--- Task to complete ---
Look below for the line with "What React, TypeScript" and the line with "import React from 'react';"; repeat exactly those two lines and all lines between them, but no pictures.

--- Records for processing ---
'''
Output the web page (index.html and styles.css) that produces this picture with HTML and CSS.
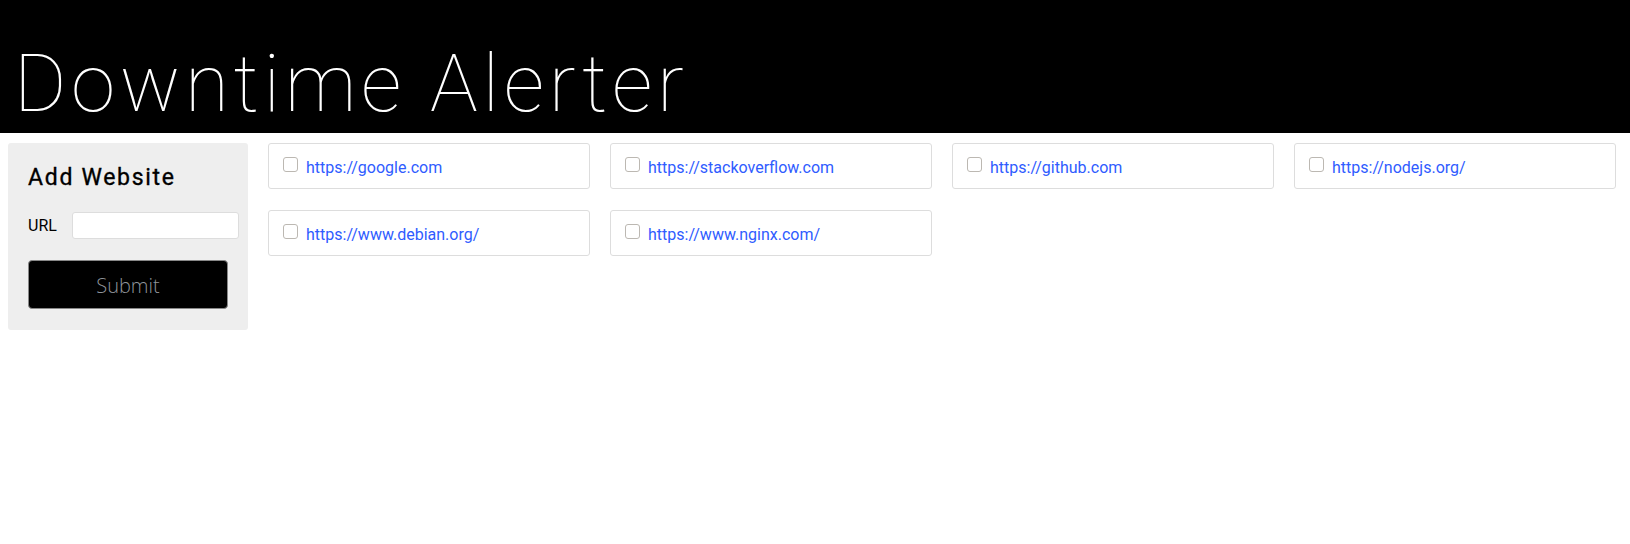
'''
'''
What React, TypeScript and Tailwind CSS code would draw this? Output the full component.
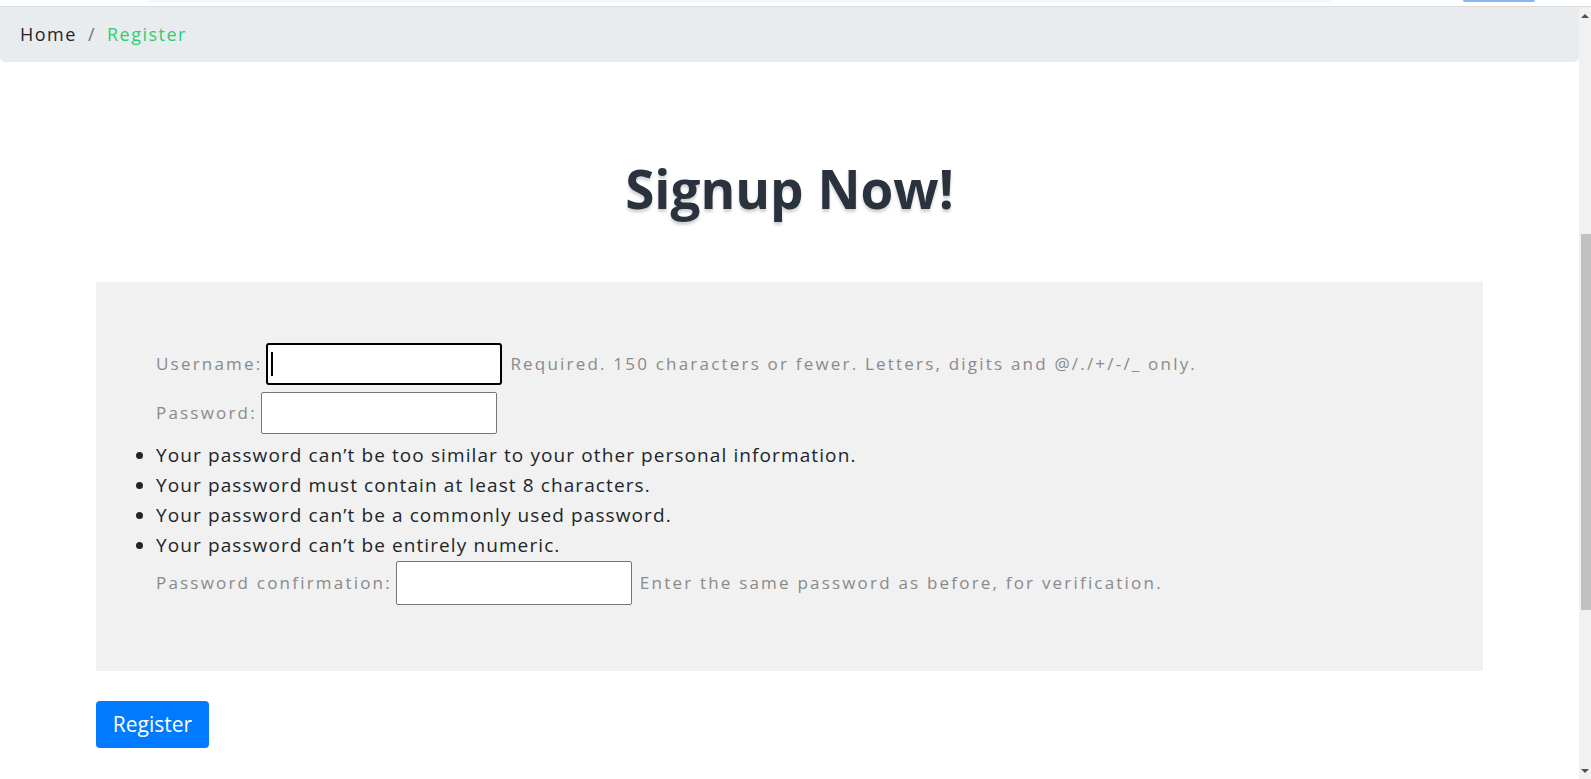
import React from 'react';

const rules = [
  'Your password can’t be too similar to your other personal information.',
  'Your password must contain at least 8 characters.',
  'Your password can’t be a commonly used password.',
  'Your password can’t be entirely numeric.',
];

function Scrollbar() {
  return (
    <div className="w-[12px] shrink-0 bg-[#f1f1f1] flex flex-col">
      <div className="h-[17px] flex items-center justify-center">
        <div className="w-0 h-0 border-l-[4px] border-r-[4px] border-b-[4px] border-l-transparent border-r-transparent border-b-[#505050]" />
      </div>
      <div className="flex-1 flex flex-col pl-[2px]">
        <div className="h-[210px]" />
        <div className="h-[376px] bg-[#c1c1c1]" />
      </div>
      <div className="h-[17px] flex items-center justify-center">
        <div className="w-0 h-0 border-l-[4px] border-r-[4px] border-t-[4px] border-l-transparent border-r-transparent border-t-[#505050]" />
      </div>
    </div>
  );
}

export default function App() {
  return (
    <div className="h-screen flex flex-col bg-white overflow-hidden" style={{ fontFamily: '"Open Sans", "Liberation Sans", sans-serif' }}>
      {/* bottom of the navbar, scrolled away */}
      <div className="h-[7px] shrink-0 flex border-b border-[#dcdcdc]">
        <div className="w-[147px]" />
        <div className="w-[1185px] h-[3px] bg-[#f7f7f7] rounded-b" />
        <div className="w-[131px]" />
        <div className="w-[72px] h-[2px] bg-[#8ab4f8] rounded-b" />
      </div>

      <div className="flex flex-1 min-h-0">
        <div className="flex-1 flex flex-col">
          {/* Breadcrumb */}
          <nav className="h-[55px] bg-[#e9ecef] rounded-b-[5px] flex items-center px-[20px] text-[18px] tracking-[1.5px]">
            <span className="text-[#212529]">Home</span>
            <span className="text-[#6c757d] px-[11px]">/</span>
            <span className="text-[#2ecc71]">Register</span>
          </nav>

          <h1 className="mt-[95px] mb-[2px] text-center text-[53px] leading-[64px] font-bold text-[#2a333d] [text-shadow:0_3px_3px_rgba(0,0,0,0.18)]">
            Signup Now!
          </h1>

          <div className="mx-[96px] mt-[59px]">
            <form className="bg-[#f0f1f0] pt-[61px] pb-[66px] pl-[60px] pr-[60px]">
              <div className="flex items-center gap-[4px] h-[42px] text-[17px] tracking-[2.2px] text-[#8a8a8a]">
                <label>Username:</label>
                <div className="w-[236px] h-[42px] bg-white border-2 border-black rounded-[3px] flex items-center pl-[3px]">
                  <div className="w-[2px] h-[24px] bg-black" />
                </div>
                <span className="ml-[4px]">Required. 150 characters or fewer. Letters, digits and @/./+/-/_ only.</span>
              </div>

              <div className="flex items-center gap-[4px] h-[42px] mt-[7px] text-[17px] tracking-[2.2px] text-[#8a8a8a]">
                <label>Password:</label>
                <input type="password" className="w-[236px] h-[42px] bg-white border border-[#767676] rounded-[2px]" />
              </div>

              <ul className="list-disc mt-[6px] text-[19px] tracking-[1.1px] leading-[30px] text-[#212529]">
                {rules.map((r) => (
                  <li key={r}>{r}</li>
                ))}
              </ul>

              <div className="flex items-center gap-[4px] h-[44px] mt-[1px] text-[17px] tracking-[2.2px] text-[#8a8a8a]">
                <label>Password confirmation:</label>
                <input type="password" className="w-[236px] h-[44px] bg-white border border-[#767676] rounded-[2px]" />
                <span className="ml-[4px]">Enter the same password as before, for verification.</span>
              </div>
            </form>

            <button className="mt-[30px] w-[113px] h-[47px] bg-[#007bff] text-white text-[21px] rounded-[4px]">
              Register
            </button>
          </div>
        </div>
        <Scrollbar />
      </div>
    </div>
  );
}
'''
--- Final result ---
What React, TypeScript and Tailwind CSS code would draw this? Output the full component.
import React from 'react';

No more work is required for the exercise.